The FMSH is pleased to host the conference "Minkan (民刊): Chinese-style samizdat. Resistance through unofficial publishing in China before the Internet (1957–1997)", presented by Professor Shao Jiang, Doctor of Political Science (University of Oxford), and organised by the international research network “Modernity, Transition and Reform in China”.

Minkan (民刊) — unofficial publications in the People’s Republic of China — remain a largely unknown phenomenon in the West, unlike samizdat in the former USSR. The speaker offers the first in-depth study of this movement, from the 1950s to the advent of the Internet. By analysing these unauthorised journals as forms of social, political and historical expression, he revives voices and practices that the state sought to erase.

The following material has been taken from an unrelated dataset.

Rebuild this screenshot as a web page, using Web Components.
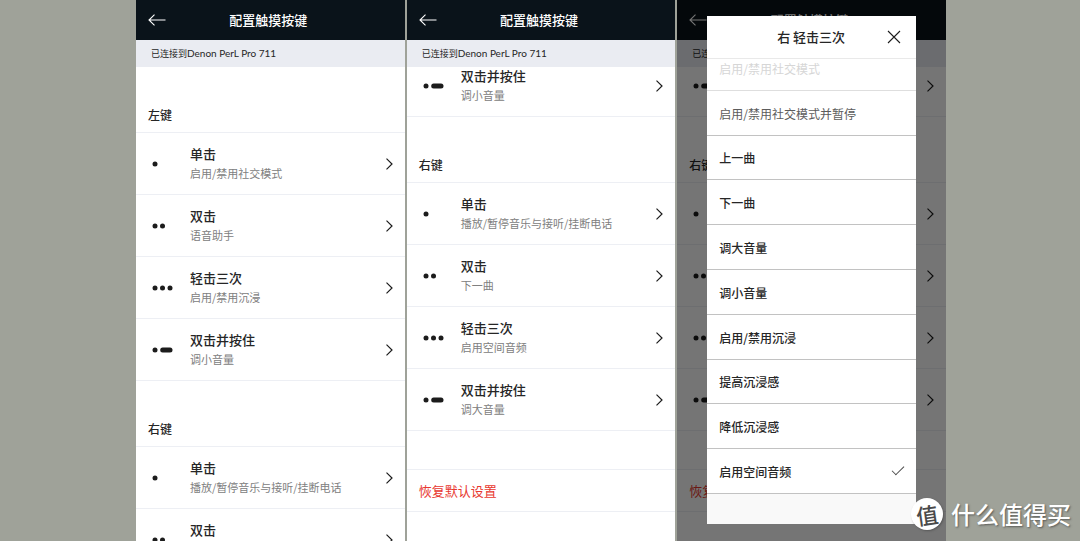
<!DOCTYPE html>
<html lang="zh-CN">
<head>
<meta charset="utf-8">
<meta name="viewport" content="width=device-width, initial-scale=1">
<title>配置触摸按键</title>
<style>
  html, body { margin: 0; height: 100%; }
  body {
    overflow: hidden;
    background: #9fa299;
    color: #262626;
    font-family: "Noto Sans CJK SC", "Noto Sans", sans-serif;
  }
</style>
</head>
<body>
<touch-board>
  <phone-screen>
    <key-section label="左键">
      <gesture-row kind="1" name="单击" action="启用/禁用社交模式"></gesture-row>
      <gesture-row kind="2" name="双击" action="语音助手"></gesture-row>
      <gesture-row kind="3" name="轻击三次" action="启用/禁用沉浸"></gesture-row>
      <gesture-row kind="hold" name="双击并按住" action="调小音量"></gesture-row>
    </key-section>
    <key-section label="右键">
      <gesture-row kind="1" name="单击" action="播放/暂停音乐与接听/挂断电话"></gesture-row>
      <gesture-row kind="2" name="双击"></gesture-row>
    </key-section>
  </phone-screen>

  <phone-screen scrolled>
    <gesture-row kind="hold" name="双击并按住" action="调小音量"></gesture-row>
    <key-section label="右键">
      <gesture-row kind="1" name="单击" action="播放/暂停音乐与接听/挂断电话"></gesture-row>
      <gesture-row kind="2" name="双击" action="下一曲"></gesture-row>
      <gesture-row kind="3" name="轻击三次" action="启用空间音频"></gesture-row>
      <gesture-row kind="hold" name="双击并按住" action="调大音量"></gesture-row>
    </key-section>
    <reset-row>恢复默认设置</reset-row>
  </phone-screen>

  <phone-screen scrolled>
    <gesture-row kind="hold"></gesture-row>
    <key-section label="右键">
      <gesture-row kind="1"></gesture-row>
      <gesture-row kind="2"></gesture-row>
      <gesture-row kind="3"></gesture-row>
      <gesture-row kind="hold"></gesture-row>
    </key-section>
    <reset-row>恢复默认设置</reset-row>
    <action-dialog slot="overlay" label="右 轻击三次">
      <action-option tone="faint">启用/禁用社交模式</action-option>
      <action-option tone="soft">启用/禁用社交模式并暂停</action-option>
      <action-option>上一曲</action-option>
      <action-option>下一曲</action-option>
      <action-option>调大音量</action-option>
      <action-option>调小音量</action-option>
      <action-option>启用/禁用沉浸</action-option>
      <action-option>提高沉浸感</action-option>
      <action-option>降低沉浸感</action-option>
      <action-option checked>启用空间音频</action-option>
    </action-dialog>
  </phone-screen>
</touch-board>
<site-mark></site-mark>

<script>
const define = (name, render) => customElements.define(name, class extends HTMLElement {
  constructor() {
    super();
    this.attachShadow({ mode: 'open' }).innerHTML = render(this);
  }
});

define('touch-board', () => `
  <style>
    :host {
      display: grid;
      grid-template-columns: repeat(3, minmax(0, 1fr));
      gap: 2px;
      height: 100%;
      padding: 0 134px 0 136px;
      box-sizing: border-box;
    }
  </style>
  <slot></slot>`);

define('phone-screen', () => `
  <style>
    :host {
      position: relative;
      display: flex;
      flex-direction: column;
      min-height: 0;
      overflow: hidden;
      background: #fff;
    }
    header {
      flex: none;
      display: grid;
      grid-template-columns: 42px 1fr 46px;
      align-items: center;
      height: 40px;
      background: #0a131a;
      color: #fff;
    }
    header button {
      display: flex;
      padding: 0 0 0 12px;
      border: 0;
      background: none;
      color: inherit;
    }
    h1 { margin: 0; font-size: 13px; line-height: 20px; font-weight: 500; text-align: center; }
    .status {
      flex: none;
      margin: 0;
      padding: 0 15px;
      background: #eaecf2;
      font-size: 9px;
      line-height: 27px;
    }
    .status span { font-family: Lato, sans-serif; font-size: 10px; }
    .view { flex: 1; min-height: 0; overflow: hidden; }
    :host([scrolled]) .list { margin-top: -12px; }
  </style>
  <header>
    <button type="button" aria-label="返回">
      <svg width="18" height="12" viewBox="0 0 18 12" fill="none" stroke="currentColor" stroke-width="1.1"><path d="M6.5.7 1 6l5.500 5.300M1 6h16.500"/></svg>
    </button>
    <h1>配置触摸按键</h1>
  </header>
  <p class="status">已连接到<span>Denon PerL Pro 711</span></p>
  <div class="view"><div class="list"><slot></slot></div></div>
  <slot name="overlay"></slot>`);

define('key-section', el => `
  <style>
    :host { display: block; }
    h2 {
      box-sizing: border-box;
      height: 66px;
      margin: 0;
      padding: 39px 12px 0;
      border-bottom: 1px solid #edeff4;
      font-size: 12px;
      line-height: 18px;
      font-weight: 500;
    }
  </style>
  <h2>${el.getAttribute('label')}</h2>
  <slot></slot>`);

const tapMarks = {
  1: '<circle cx="3" cy="3" r="2.500"/>',
  2: '<circle cx="3" cy="3" r="2.500"/><circle cx="10.500" cy="3" r="2.500"/>',
  3: '<circle cx="3" cy="3" r="2.500"/><circle cx="10.500" cy="3" r="2.500"/><circle cx="18" cy="3" r="2.500"/>',
  hold: '<circle cx="3" cy="3" r="2.500"/><rect x="8.200" y=".5" width="12.300" height="5" rx="2.500"/>'
};

define('gesture-row', el => {
  const name = el.getAttribute('name');
  const action = el.getAttribute('action');
  return `
  <style>
    :host { display: block; border-bottom: 1px solid #edeff4; }
    button {
      display: grid;
      grid-template-columns: 38px 1fr 8px;
      align-items: center;
      width: 100%;
      height: 61px;
      padding: 0 12px 0 16px;
      border: 0;
      background: none;
      color: inherit;
      font: inherit;
      text-align: left;
    }
    .text { display: grid; grid-template-rows: 19px 19px; }
    b { font-size: 13px; line-height: 18px; font-weight: 500; }
    small { font-size: 11px; line-height: 19px; color: #808080; white-space: nowrap; }
  </style>
  <button type="button" aria-label="${name || '手势'}">
    <svg width="22" height="6" viewBox="0 0 22 6" fill="#1c1c1c">${tapMarks[el.getAttribute('kind')]}</svg>
    <span class="text">${name ? `<b>${name}</b>` : ''}${action ? `<small>${action}</small>` : ''}</span>
    <svg width="8" height="12" viewBox="0 0 8 12" fill="none" stroke="#1c1c1c" stroke-width="1.200"><path d="M1.500.6 7 6l-5.500 5.400"/></svg>
  </button>`;
});

define('reset-row', () => `
  <style>
    :host { display: block; margin-top: 38px; border: solid #edeff4; border-width: 1px 0; }
    button {
      width: 100%;
      height: 41px;
      padding: 0 12px;
      border: 0;
      background: none;
      color: #e8382f;
      font: inherit;
      font-size: 13px;
      text-align: left;
    }
  </style>
  <button type="button"><slot></slot></button>`);

define('action-dialog', el => `
  <style>
    :host {
      position: absolute;
      inset: 0;
      display: flex;
      padding: 16px 30px 17px;
      background: rgba(0, 0, 0, .54);
    }
    section { flex: 1; min-width: 0; display: flex; flex-direction: column; background: #fff; }
    header {
      flex: none;
      display: grid;
      grid-template-columns: 28px 1fr 29px;
      align-items: center;
      height: 42px;
      border-bottom: 1px solid #e9e9e9;
    }
    h2 { grid-column: 2; margin: 0; font-size: 13px; line-height: 20px; font-weight: 500; text-align: center; }
    header button { display: flex; padding: 0; border: 0; background: none; color: #1c1c1c; }
    .view { flex: 1; min-height: 0; overflow: hidden; display: flex; flex-direction: column; }
    .list { flex: 1; display: flex; flex-direction: column; margin-top: -13px; }
    footer { flex: none; height: 30px; background: #f9f9f9; }
  </style>
  <section role="dialog" aria-label="${el.getAttribute('label')}">
    <header>
      <h2>${el.getAttribute('label')}</h2>
      <button type="button" aria-label="关闭">
        <svg width="14" height="14" viewBox="0 0 14 14" fill="none" stroke="currentColor" stroke-width="1.100"><path d="m1 1 12 12M13 1 1 13"/></svg>
      </button>
    </header>
    <div class="view"><div class="list"><slot></slot></div></div>
    <footer></footer>
  </section>`);

define('action-option', el => `
  <style>
    :host { flex: 1; display: flex; border-bottom: 1px solid #c2c2c2; }
    :host([tone="soft"]) { color: #5c5c5c; }
    :host([tone="faint"]) { color: #d6d6d6; border-color: #dedede; }
    label {
      flex: 1;
      display: flex;
      align-items: center;
      justify-content: space-between;
      padding: 2px 12px 0;
      font-size: 12px;
      line-height: 18px;
      font-weight: 500;
    }
    :host([tone]) label { font-weight: 400; }
    input { appearance: none; display: grid; width: 12px; height: 12px; margin: 0; }
    input:checked::before {
      content: "";
      width: 12px;
      height: 6px;
      box-sizing: border-box;
      border: solid #484848;
      border-width: 0 0 1px 1px;
      transform: rotate(-45deg);
    }
  </style>
  <label><slot></slot><input type="radio" ${el.hasAttribute('checked') ? 'checked' : ''}></label>`);

define('site-mark', () => `
  <style>
    :host {
      position: absolute;
      right: 9px;
      bottom: 9px;
      display: flex;
      align-items: center;
      gap: 8px;
      color: #fff;
      font-size: 24px;
      line-height: 36px;
      font-weight: 500;
      text-shadow: 1px 1px 2px rgba(60, 60, 60, .7);
    }
    .seal {
      display: grid;
      place-items: center;
      width: 32px;
      height: 32px;
      border-radius: 50%;
      background: #fff;
      color: #4a4a4a;
      font-size: 22px;
      line-height: 32px;
      text-shadow: none;
      box-shadow: 1px 1px 2px rgba(60, 60, 60, .5);
    }
    .seal span { transform: rotate(-8deg); }
  </style>
  <span class="seal"><span>值</span></span><span>什么值得买</span>`);
</script>
</body>
</html>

Rooted in China’s long print culture tradition, minkan played a key role in the emergence of an independent civil society, distinct from the state elite. Whether in the form of wall posters, copied manuscripts or small printed publications, minkan acted as alternative media, civic spaces and acts of resistance. They bear witness to popular creativity and to the determination of dissidents striving for freedom within an authoritarian regime to reclaim the public voice.

The speaker

Shao Jiang holds a PhD in Political Science and has conducted research in several academic centres at British universities. He is currently a Research Associate at the Oxford School of Global and Area Studies, University of Oxford. His work focuses on politics and social movements, democratisation and human rights, with a particular interest in the media and unofficial publications in China since the establishment of the Communist regime.

He has been a visiting researcher at Academia Sinica, National Taiwan University and Tsing Hua University in Taiwan. The author of numerous academic articles, he also published Citizen Publications in China before the Internet (Palgrave Macmillan, 2015), and contributes regularly to several international media outlets.

One of the main student leaders of the Tiananmen movement in 1989, he was imprisoned three times in China during the 1990s for his involvement — first as a movement leader and later for his continued activism. A former political prisoner, he now lives in London.


The lecture, organised by Lun Zhang, will be delivered in English.